The chosen scenario of an emergency laparotomy may appear far-streched. The ability to perform a laparotomy in space has however been identified as a core medical skill for low Earth orbit [34], and abdominal trauma represents a condition of high concern for interplanetary space missions [8]. While basic surgical skills can be acquired promptly [32], an emergency laparotomy performed by a non-physician in space cannot be considered straightforward. Damage control laparotomy in the context of a space mission has however been described by as “technically simple” and potentially “appropriate for telementoring”, which could include the use of pre-recorded video material [12]. It has anecdotally been performed by non-physicians [12]. We suggest that the surgical training for non-medical crew members could follow the same model as these anaesthetic techniques, combining reduced hands-on familiarization pre-flight with simplified procedures and smart tools for real-time guidance.

In a real life situation, the whole crew would be involved in the management of the injured individual. Our study design did not include any role for the other four team members, which again could be seen as a poor representation of the reality and did not allow to assess team-working skills. More advanced studies integrating this protocol into complete surgical procedures with more complex scenarios involving several simultaneous participants are planned. The short delay between the familiarization session and the actual simulation (4–6 days) could be criticized, because it could have helped with recalling. Because the crew rotations at the MDRS are only 2 weeks long, it was not technically feasible to extend this delay.

The validity and applicability of some of the results can be questioned. During the sessions, no desaturation occurred, but the reader must be aware that preliminary checks of the software revealed particularly slow desaturation times. With the appropriate preoxygenation, blood saturation reached 90 % after 8 min 55 s. Nevertheless, the longest apnea time in our study was 4 min 10 s, which is well below the physiological reserve [35]. The median time to incision of just above 11 min is most likely a poor estimate of how long it would take in an actual situation, because all the preparatory phases were skipped in our study. This task would require a significant amount of time for someone with no medical training, while carrying a substantial risk of error, for example in the drug dilution.

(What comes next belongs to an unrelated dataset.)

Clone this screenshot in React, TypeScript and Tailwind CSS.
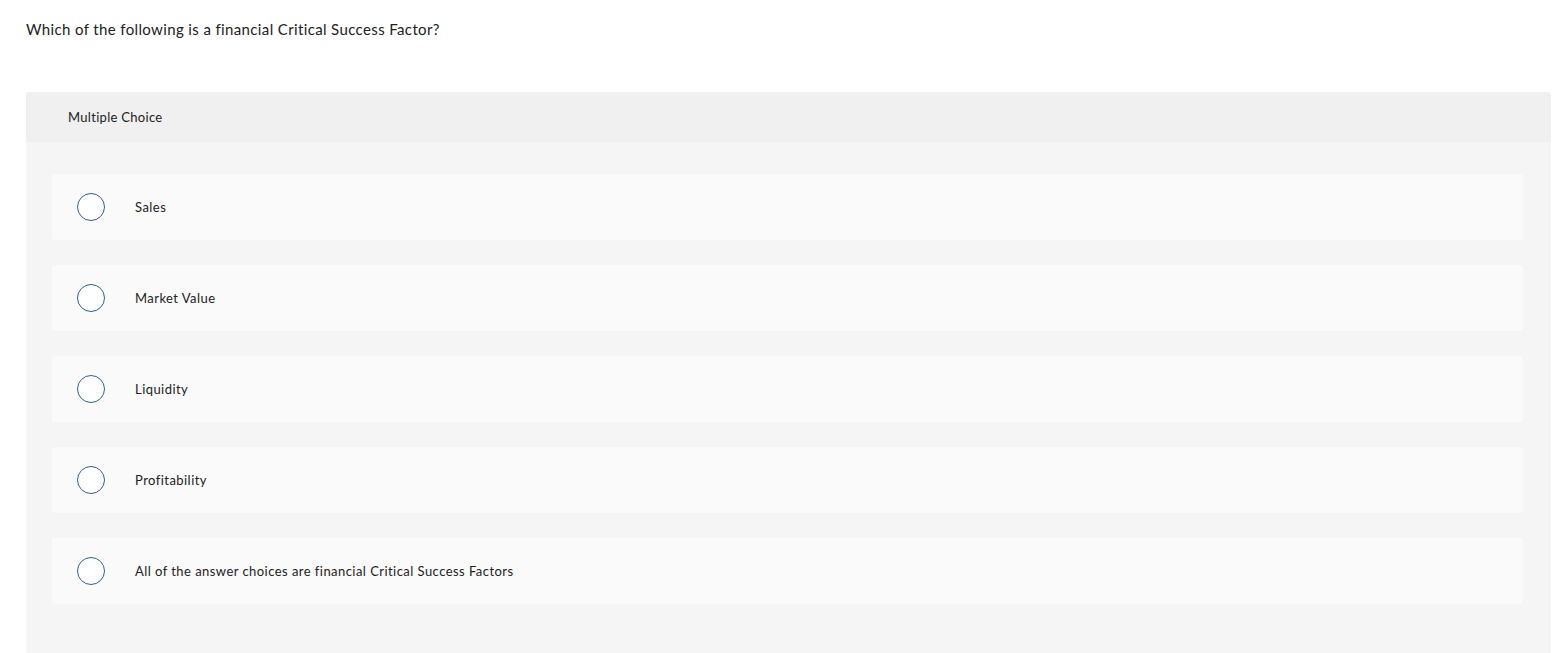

Finally, the main limitation of this study lies in the environment and the stress experienced by the participants. The breadth of the challenges posed by a situation like this happening during an actual mission is impossible to reproduce. Besides their multiple skills, astronauts are also selected for their ability to handle extreme stress, and it is undeniable that they would be among the best candidates, besides actual physicians, to be able to perform such advanced and invasive medical procedures in the most remote setting ever explored by humankind [12].

Conclusions

The study design was able to reproduce many of the expected constraints to medical care delivery during a space exploration mission. The results suggest that non-medical personnel with minimal training may be able to perform the first steps of a basic anaesthetic procedure in a safe and efficient manner in an isolated environment with minimal equipment. The anaesthetic management of a bleeding and unstable patient encompasses many other factors that were simplified or bypassed in this preliminary pilot study, which nevertheless strengthens the validity of the simplified anaesthesia procedures developed specifically for space exploration missions. Personnel with limited medical training may be able to perform safely invasive procedures, which is in line with the current practice in many austere environments throughout the world. Astronauts are undeniably among the best candidates to be able to achieve such a challenging task. Further studies integrating this protocol into a comprehensive scenario are planned and will provide valuable input in designing medical systems for future space exploration missions.